Bubaqra Tower (Torri ta' Bubaqra), formerly named as Saliba Tower, is a fortified house in Bubaqra, limits of Żurrieq, Malta. It was built as a country retreat in the late 16th century. The tower and its gardens have been restored, and now serve as a family retreat. Officially named as Bubaqra Palace (Maltese: Palazz Bubaqra), it is a grade 2 national monument.

==History==
Bubaqra Tower was built around 1579 by Don Matteolo Pisani, a Conventual Chaplain of the Order of St. John. Fr. Luret Zammit confirms that it was built by Fr. Mattew (Matteolo) Pisani. Zammit says that it was eventually named Torre del Greco for a Greek family, the Roncali family, who lived there.

Although the structure was fortified, it was privately owned and was not meant for defensive purposes. Despite this, at some point it was probably used in Malta's defence system, as was done in other cases such as Gauci and Mamo Towers.
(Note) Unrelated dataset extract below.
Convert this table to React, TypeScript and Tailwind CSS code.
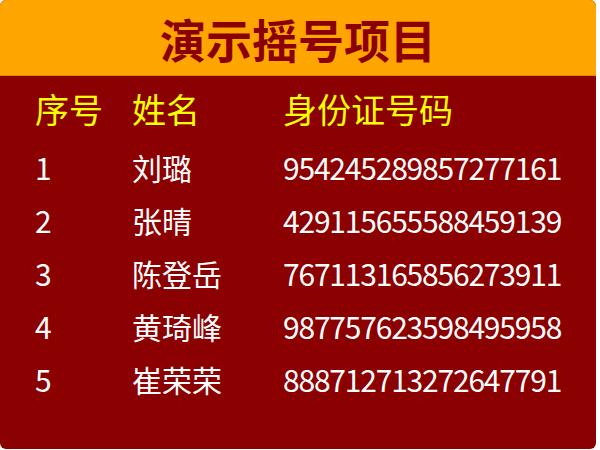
export default function App() {
  const rows = [
    ["1", "刘璐", "954245289857277161"],
    ["2", "张晴", "429115655588459139"],
    ["3", "陈登岳", "767113165856273911"],
    ["4", "黄琦峰", "987757623598495958"],
    ["5", "崔荣荣", "888712713272647791"],
  ];
  return (
    <div
      className="w-[600px] h-[450px] bg-white"
      style={{ fontFamily: '"Noto Sans CJK SC", "Noto Sans", sans-serif' }}
    >
      <div className="w-[596px] h-[449px] rounded-md overflow-hidden flex flex-col bg-[#8b0000]">
        <div className="h-[76px] shrink-0 bg-[#ffa500] border-b border-[#e08a00] flex items-center justify-center">
          <span className="text-[46px] font-bold text-[#8b0000] leading-none">演示摇号项目</span>
        </div>
        <div className="pt-[2px] pl-[35px]">
          <div className="grid grid-cols-[97px_151px_1fr] h-[62px] items-center text-[34px] text-[#ffff00] leading-none">
            <span>序号</span>
            <span>姓名</span>
            <span>身份证号码</span>
          </div>
          {rows.map((r) => (
            <div
              key={r[0]}
              className="grid grid-cols-[97px_151px_1fr] h-[53px] items-center text-[30px] text-white leading-none"
            >
              <span>{r[0]}</span>
              <span>{r[1]}</span>
              <span className="tracking-[-1.2px]">{r[2]}</span>
            </div>
          ))}
        </div>
      </div>
    </div>
  );
}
The structure was modified in the 18th century, during the rule of Grand Master Marc'Antonio Zondadari and around 1760, when four turrets were also added giving it a fortified residence appearance from the distance.

It was reportedly used as an illicit meeting place for members of the Order, who were bound by vows of celibacy, and young females. During this period, it was common for the knights, priests and bishops to have mistresses, illegitimate children, or both; notably, the parish priest of the village of Żurrieq himself was known to organise meetings against payment between young mistresses and their knightly suitors in the whereabouts of the tower.

The tower was requisitioned by the British military during World War II between 1939 and 1945, but was returned to its owners after the war. Thereafter, Bubaqra Tower and its gardens were restored, and turned into a family retreat. The tower is listed on the National Inventory of the Cultural Property of the Maltese Islands. The building is officially known as Palazzo Bubaqra by the Malta Environment and Planning Authority (MEPA) and is scheduled as a grade 2 property.

==Architecture==
Bubaqra Tower is situated in an agricultural estate, in Bubaqra where it is surrounded by citrus gardens. It is square in shape, and has four distinctive corner turrets. Its architecture probably influenced the design of the Gourgion Tower, which was built in the late 17th century on Gozo. Above the main entrance of the building is an inscription that calls upon God to give relief from the enemy at the recitation of the sign of the cross.